Stored data:
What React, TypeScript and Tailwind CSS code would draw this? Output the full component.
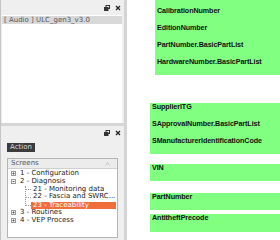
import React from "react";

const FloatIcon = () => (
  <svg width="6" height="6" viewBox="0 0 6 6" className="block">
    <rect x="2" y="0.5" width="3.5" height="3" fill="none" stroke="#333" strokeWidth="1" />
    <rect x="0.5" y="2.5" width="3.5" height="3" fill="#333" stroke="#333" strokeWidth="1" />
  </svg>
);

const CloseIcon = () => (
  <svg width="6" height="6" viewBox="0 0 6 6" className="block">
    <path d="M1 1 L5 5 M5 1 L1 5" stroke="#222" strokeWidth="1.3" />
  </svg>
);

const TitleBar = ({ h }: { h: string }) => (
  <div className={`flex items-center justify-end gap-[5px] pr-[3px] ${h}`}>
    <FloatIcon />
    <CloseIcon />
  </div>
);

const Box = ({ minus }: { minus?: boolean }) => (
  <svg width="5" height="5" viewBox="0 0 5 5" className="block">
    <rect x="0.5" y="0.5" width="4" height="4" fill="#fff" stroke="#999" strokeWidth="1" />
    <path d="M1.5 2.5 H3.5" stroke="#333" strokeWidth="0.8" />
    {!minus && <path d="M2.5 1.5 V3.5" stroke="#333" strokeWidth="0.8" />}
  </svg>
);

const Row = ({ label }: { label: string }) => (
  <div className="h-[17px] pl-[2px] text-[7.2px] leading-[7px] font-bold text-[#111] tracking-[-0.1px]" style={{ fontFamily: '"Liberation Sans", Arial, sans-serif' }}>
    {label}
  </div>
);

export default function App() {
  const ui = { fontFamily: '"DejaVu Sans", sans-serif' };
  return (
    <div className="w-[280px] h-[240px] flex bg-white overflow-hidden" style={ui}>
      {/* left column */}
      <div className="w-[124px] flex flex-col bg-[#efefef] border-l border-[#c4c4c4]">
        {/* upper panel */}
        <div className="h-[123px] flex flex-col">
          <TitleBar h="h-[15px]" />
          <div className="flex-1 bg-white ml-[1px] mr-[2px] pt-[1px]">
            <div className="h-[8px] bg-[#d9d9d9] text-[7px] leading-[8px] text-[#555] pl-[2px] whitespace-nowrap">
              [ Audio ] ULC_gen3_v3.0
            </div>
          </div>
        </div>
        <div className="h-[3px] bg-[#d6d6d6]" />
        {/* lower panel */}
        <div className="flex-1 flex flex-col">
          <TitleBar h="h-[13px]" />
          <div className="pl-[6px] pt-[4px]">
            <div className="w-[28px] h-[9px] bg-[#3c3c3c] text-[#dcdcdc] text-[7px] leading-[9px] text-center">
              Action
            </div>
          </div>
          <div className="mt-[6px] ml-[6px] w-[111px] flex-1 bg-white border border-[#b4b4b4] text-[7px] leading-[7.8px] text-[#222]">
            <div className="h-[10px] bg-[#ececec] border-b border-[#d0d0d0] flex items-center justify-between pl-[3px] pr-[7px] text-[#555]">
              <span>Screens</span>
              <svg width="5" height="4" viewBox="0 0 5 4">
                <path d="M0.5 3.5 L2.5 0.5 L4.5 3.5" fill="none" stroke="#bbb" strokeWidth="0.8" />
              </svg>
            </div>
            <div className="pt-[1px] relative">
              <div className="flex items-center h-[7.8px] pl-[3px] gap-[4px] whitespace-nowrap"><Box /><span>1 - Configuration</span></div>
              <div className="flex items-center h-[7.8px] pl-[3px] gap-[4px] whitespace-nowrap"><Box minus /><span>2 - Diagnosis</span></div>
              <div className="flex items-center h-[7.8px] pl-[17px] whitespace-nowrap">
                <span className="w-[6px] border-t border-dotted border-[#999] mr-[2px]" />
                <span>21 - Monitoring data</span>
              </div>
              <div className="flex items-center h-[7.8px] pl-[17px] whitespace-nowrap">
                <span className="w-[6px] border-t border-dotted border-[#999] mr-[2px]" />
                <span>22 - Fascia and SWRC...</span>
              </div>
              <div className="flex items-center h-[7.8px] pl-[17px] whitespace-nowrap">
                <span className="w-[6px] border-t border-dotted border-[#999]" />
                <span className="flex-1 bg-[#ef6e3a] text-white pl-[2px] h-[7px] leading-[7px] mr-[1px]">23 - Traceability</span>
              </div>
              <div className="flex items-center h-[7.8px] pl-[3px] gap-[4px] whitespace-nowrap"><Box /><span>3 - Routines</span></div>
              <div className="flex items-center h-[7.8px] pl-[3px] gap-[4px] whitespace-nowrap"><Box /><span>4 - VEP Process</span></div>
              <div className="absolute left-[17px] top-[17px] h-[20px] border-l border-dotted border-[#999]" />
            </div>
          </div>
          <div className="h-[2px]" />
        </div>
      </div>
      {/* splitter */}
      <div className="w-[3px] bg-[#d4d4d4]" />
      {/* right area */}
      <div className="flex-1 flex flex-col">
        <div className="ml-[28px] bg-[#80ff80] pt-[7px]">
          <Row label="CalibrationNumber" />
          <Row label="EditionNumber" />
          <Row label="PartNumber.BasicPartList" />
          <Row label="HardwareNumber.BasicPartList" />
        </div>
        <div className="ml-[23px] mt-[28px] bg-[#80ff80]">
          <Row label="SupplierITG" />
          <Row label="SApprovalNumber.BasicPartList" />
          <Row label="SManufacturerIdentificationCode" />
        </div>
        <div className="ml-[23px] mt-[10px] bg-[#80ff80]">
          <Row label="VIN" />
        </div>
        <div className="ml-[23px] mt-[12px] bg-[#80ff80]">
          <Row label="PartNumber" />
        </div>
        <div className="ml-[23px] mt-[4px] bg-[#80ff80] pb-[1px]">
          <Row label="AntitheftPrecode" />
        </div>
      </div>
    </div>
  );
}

What you have to do:
Reproduce the material above verbatim; omit every picture.

Written solution:
What React, TypeScript and Tailwind CSS code would draw this? Output the full component.
import React from "react";

const FloatIcon = () => (
  <svg width="6" height="6" viewBox="0 0 6 6" className="block">
    <rect x="2" y="0.5" width="3.5" height="3" fill="none" stroke="#333" strokeWidth="1" />
    <rect x="0.5" y="2.5" width="3.5" height="3" fill="#333" stroke="#333" strokeWidth="1" />
  </svg>
);

const CloseIcon = () => (
  <svg width="6" height="6" viewBox="0 0 6 6" className="block">
    <path d="M1 1 L5 5 M5 1 L1 5" stroke="#222" strokeWidth="1.3" />
  </svg>
);

const TitleBar = ({ h }: { h: string }) => (
  <div className={`flex items-center justify-end gap-[5px] pr-[3px] ${h}`}>
    <FloatIcon />
    <CloseIcon />
  </div>
);

const Box = ({ minus }: { minus?: boolean }) => (
  <svg width="5" height="5" viewBox="0 0 5 5" className="block">
    <rect x="0.5" y="0.5" width="4" height="4" fill="#fff" stroke="#999" strokeWidth="1" />
    <path d="M1.5 2.5 H3.5" stroke="#333" strokeWidth="0.8" />
    {!minus && <path d="M2.5 1.5 V3.5" stroke="#333" strokeWidth="0.8" />}
  </svg>
);

const Row = ({ label }: { label: string }) => (
  <div className="h-[17px] pl-[2px] text-[7.2px] leading-[7px] font-bold text-[#111] tracking-[-0.1px]" style={{ fontFamily: '"Liberation Sans", Arial, sans-serif' }}>
    {label}
  </div>
);

export default function App() {
  const ui = { fontFamily: '"DejaVu Sans", sans-serif' };
  return (
    <div className="w-[280px] h-[240px] flex bg-white overflow-hidden" style={ui}>
      {/* left column */}
      <div className="w-[124px] flex flex-col bg-[#efefef] border-l border-[#c4c4c4]">
        {/* upper panel */}
        <div className="h-[123px] flex flex-col">
          <TitleBar h="h-[15px]" />
          <div className="flex-1 bg-white ml-[1px] mr-[2px] pt-[1px]">
            <div className="h-[8px] bg-[#d9d9d9] text-[7px] leading-[8px] text-[#555] pl-[2px] whitespace-nowrap">
              [ Audio ] ULC_gen3_v3.0
            </div>
          </div>
        </div>
        <div className="h-[3px] bg-[#d6d6d6]" />
        {/* lower panel */}
        <div className="flex-1 flex flex-col">
          <TitleBar h="h-[13px]" />
          <div className="pl-[6px] pt-[4px]">
            <div className="w-[28px] h-[9px] bg-[#3c3c3c] text-[#dcdcdc] text-[7px] leading-[9px] text-center">
              Action
            </div>
          </div>
          <div className="mt-[6px] ml-[6px] w-[111px] flex-1 bg-white border border-[#b4b4b4] text-[7px] leading-[7.8px] text-[#222]">
            <div className="h-[10px] bg-[#ececec] border-b border-[#d0d0d0] flex items-center justify-between pl-[3px] pr-[7px] text-[#555]">
              <span>Screens</span>
              <svg width="5" height="4" viewBox="0 0 5 4">
                <path d="M0.5 3.5 L2.5 0.5 L4.5 3.5" fill="none" stroke="#bbb" strokeWidth="0.8" />
              </svg>
            </div>
            <div className="pt-[1px] relative">
              <div className="flex items-center h-[7.8px] pl-[3px] gap-[4px] whitespace-nowrap"><Box /><span>1 - Configuration</span></div>
              <div className="flex items-center h-[7.8px] pl-[3px] gap-[4px] whitespace-nowrap"><Box minus /><span>2 - Diagnosis</span></div>
              <div className="flex items-center h-[7.8px] pl-[17px] whitespace-nowrap">
                <span className="w-[6px] border-t border-dotted border-[#999] mr-[2px]" />
                <span>21 - Monitoring data</span>
              </div>
              <div className="flex items-center h-[7.8px] pl-[17px] whitespace-nowrap">
                <span className="w-[6px] border-t border-dotted border-[#999] mr-[2px]" />
                <span>22 - Fascia and SWRC...</span>
              </div>
              <div className="flex items-center h-[7.8px] pl-[17px] whitespace-nowrap">
                <span className="w-[6px] border-t border-dotted border-[#999]" />
                <span className="flex-1 bg-[#ef6e3a] text-white pl-[2px] h-[7px] leading-[7px] mr-[1px]">23 - Traceability</span>
              </div>
              <div className="flex items-center h-[7.8px] pl-[3px] gap-[4px] whitespace-nowrap"><Box /><span>3 - Routines</span></div>
              <div className="flex items-center h-[7.8px] pl-[3px] gap-[4px] whitespace-nowrap"><Box /><span>4 - VEP Process</span></div>
              <div className="absolute left-[17px] top-[17px] h-[20px] border-l border-dotted border-[#999]" />
            </div>
          </div>
          <div className="h-[2px]" />
        </div>
      </div>
      {/* splitter */}
      <div className="w-[3px] bg-[#d4d4d4]" />
      {/* right area */}
      <div className="flex-1 flex flex-col">
        <div className="ml-[28px] bg-[#80ff80] pt-[7px]">
          <Row label="CalibrationNumber" />
          <Row label="EditionNumber" />
          <Row label="PartNumber.BasicPartList" />
          <Row label="HardwareNumber.BasicPartList" />
        </div>
        <div className="ml-[23px] mt-[28px] bg-[#80ff80]">
          <Row label="SupplierITG" />
          <Row label="SApprovalNumber.BasicPartList" />
          <Row label="SManufacturerIdentificationCode" />
        </div>
        <div className="ml-[23px] mt-[10px] bg-[#80ff80]">
          <Row label="VIN" />
        </div>
        <div className="ml-[23px] mt-[12px] bg-[#80ff80]">
          <Row label="PartNumber" />
        </div>
        <div className="ml-[23px] mt-[4px] bg-[#80ff80] pb-[1px]">
          <Row label="AntitheftPrecode" />
        </div>
      </div>
    </div>
  );
}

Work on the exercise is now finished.